Follow-up Questions #2 Second set of follow-up questions (Meant for a follow-up lesson.)
Why do you think he presents his idea as a simple idea? How does it make his audience feel?
Name three challenges you might try where you subtract something from your life?
He says small, sustainable changes are more likely to stick, but do you have something big you’d like to change?
Think of someone you know well–like a boss, spouse, or good friend–what challenge would you recommend they try?
What kind of guy is Matt Cutts? Do you think you could be friends with him?
Follow-up Questions #3 Third set of follow-up questions (Meant for a follow-up lesson.)
If you tried to write a book in 30 days, what would you write about? Would it be any good?
Why might he not want to introduce himself as a computer scientist?
He seems like a nerdy guy. Do you agree? Why? What nerdy things does he do?

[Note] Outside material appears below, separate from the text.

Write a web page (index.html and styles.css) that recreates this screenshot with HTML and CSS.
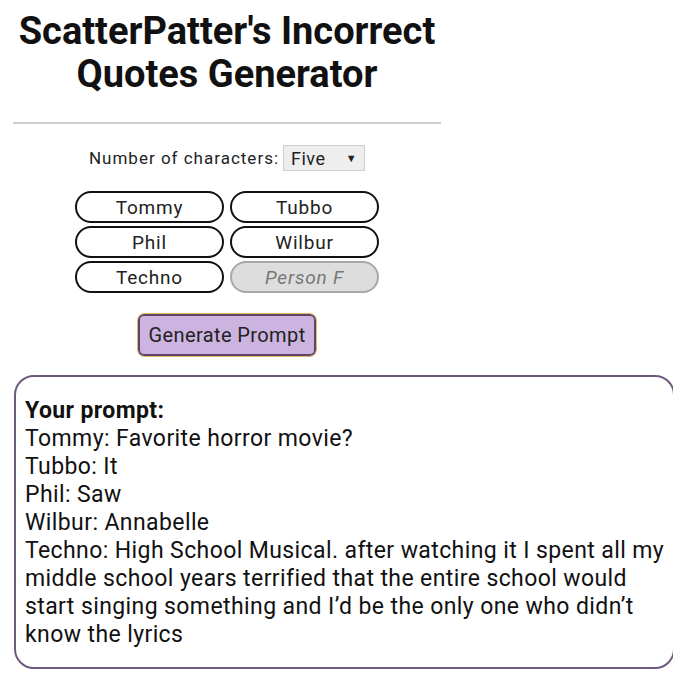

Will you follow his advice and try something new for 30 days?
Homework #1 (Write Something)
30 Day Challenge #1
Write a comment on a TED video every day for 30 days. It can be the same video or a different video, but you should write something each day.
Homework #2 (Read Something)
30 Day Challenge #2
Go to http://esl.about.com. For 30 days, read one of his short articles on learning English.
Find a blog related to your field. Read it for 20 minutes every day for 30 days.
Homework #3 (Say Something)
30 Day Challenge #3
Every day, for 30 days, find the lyrics to an English song you like and sing it at least one time. You can find the video on YouTube and sing along.